**PROVIDED MATERIAL**

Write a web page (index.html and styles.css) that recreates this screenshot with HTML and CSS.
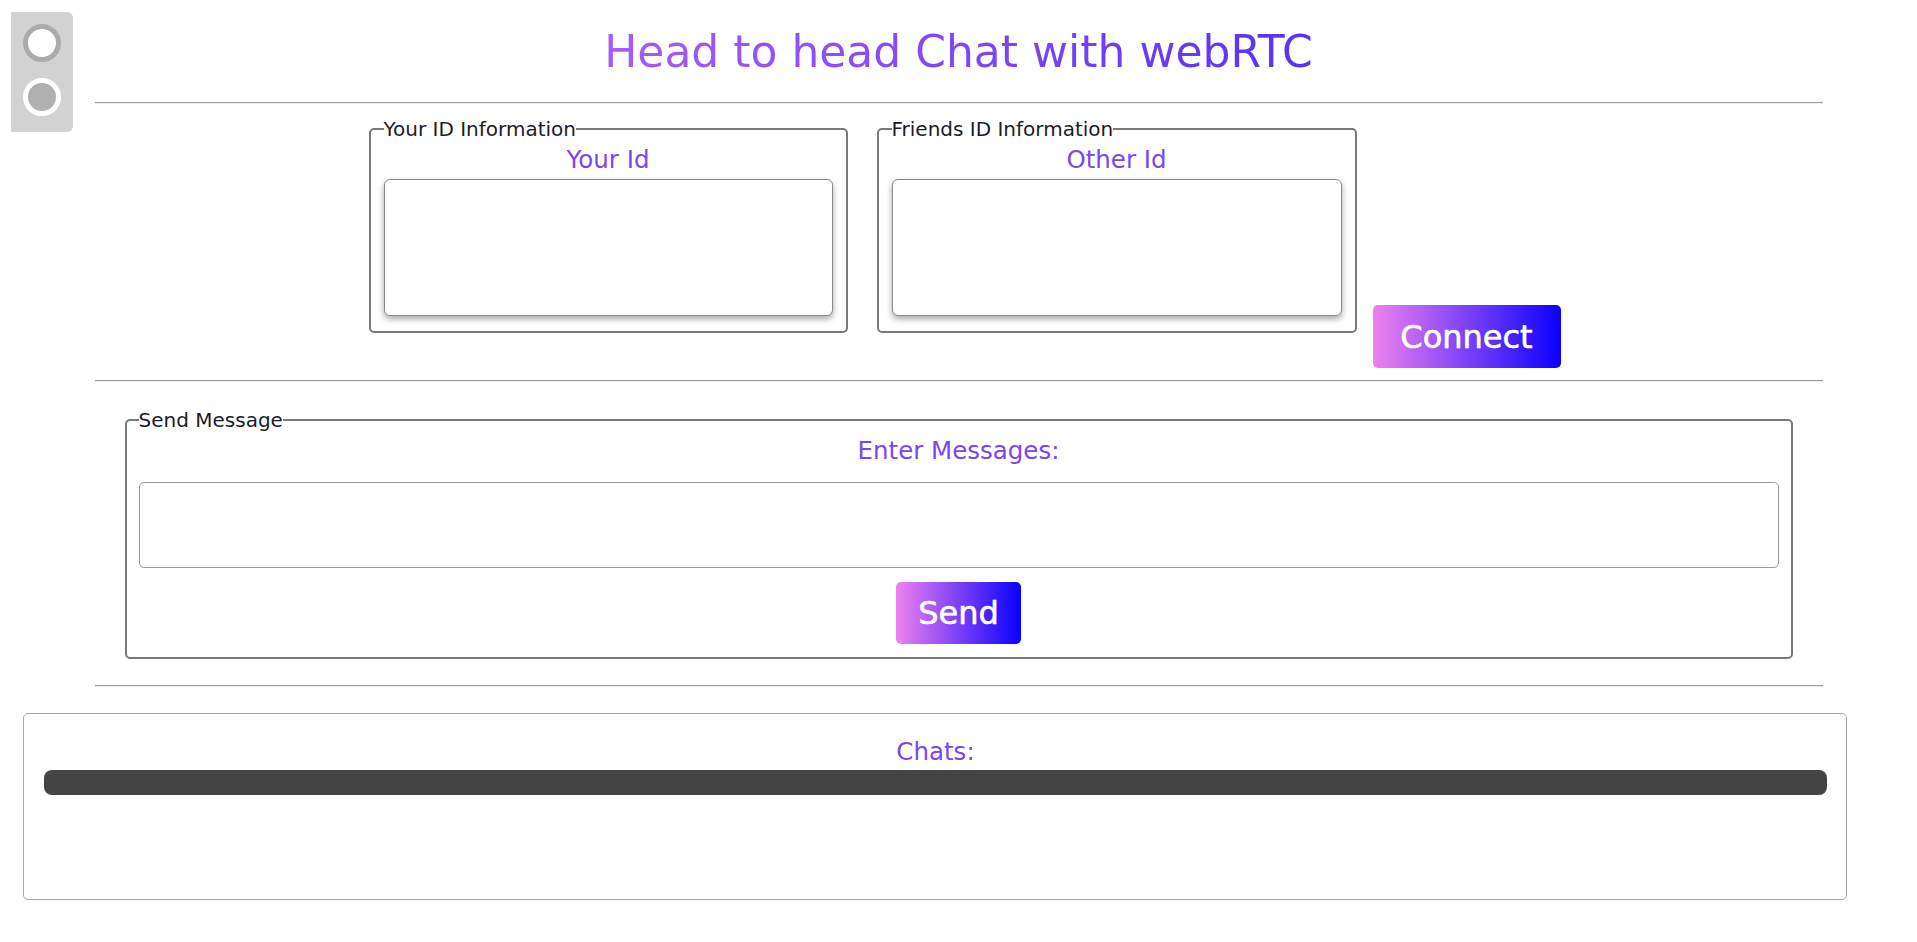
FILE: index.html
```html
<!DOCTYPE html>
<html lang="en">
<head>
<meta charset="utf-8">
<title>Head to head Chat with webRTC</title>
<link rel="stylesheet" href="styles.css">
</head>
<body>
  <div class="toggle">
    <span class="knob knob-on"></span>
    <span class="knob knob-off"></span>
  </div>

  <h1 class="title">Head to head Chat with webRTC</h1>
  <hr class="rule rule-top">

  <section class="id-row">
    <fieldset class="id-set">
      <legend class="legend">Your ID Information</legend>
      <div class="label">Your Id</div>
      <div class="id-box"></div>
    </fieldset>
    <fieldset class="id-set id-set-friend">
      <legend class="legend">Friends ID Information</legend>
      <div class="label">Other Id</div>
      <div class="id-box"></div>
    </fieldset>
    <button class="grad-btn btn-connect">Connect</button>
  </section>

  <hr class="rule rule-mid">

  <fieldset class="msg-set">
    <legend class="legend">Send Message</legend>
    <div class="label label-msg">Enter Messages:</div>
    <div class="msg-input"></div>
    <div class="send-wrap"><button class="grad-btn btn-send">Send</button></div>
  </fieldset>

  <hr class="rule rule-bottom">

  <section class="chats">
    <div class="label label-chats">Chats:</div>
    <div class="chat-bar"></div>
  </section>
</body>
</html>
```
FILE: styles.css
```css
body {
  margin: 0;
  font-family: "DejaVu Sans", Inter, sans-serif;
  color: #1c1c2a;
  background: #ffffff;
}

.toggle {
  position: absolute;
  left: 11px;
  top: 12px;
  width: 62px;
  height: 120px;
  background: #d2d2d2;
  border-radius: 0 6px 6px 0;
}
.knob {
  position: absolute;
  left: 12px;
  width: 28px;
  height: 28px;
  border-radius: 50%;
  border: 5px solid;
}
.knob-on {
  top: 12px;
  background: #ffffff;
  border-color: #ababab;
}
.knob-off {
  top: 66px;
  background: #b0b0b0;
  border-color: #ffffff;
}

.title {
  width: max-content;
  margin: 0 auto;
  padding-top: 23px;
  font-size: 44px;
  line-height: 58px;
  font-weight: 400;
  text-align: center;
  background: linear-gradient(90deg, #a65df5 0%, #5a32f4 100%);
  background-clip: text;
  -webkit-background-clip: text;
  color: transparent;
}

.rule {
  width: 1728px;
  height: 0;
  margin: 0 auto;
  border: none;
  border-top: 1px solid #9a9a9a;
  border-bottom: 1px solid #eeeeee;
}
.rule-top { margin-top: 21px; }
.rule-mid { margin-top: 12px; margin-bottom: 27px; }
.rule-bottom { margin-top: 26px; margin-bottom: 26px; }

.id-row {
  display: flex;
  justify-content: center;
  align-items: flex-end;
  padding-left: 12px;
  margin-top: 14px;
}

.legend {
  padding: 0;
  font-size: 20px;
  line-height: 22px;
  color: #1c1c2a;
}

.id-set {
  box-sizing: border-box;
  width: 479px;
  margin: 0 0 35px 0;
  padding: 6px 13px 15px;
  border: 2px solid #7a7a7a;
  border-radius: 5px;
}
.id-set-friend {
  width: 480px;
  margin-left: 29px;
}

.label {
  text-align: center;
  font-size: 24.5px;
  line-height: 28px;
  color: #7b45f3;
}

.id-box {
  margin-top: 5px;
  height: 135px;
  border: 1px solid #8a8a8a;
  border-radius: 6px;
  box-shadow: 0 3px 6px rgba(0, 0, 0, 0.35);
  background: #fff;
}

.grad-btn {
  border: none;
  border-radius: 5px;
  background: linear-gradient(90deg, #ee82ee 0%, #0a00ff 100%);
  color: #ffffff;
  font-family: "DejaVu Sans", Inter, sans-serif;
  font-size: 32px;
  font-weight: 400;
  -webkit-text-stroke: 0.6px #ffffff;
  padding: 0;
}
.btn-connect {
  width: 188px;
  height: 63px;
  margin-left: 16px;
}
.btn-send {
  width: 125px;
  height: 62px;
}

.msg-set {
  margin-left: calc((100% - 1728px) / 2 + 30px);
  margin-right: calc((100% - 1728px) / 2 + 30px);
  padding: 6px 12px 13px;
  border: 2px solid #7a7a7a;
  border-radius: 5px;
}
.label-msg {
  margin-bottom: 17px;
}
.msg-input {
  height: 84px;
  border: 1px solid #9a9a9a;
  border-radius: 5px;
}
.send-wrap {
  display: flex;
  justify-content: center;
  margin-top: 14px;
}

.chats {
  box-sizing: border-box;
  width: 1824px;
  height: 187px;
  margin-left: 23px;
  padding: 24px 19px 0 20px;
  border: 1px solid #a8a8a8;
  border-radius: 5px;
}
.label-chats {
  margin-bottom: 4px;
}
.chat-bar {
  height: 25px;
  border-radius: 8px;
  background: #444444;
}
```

**WHAT NEEDS TO BE DONE**
Copy each line above that contains the word "index".

**FINISHED EXERCISE**
Write a web page (index.html and styles.css) that recreates this screenshot with HTML and CSS.
FILE: index.html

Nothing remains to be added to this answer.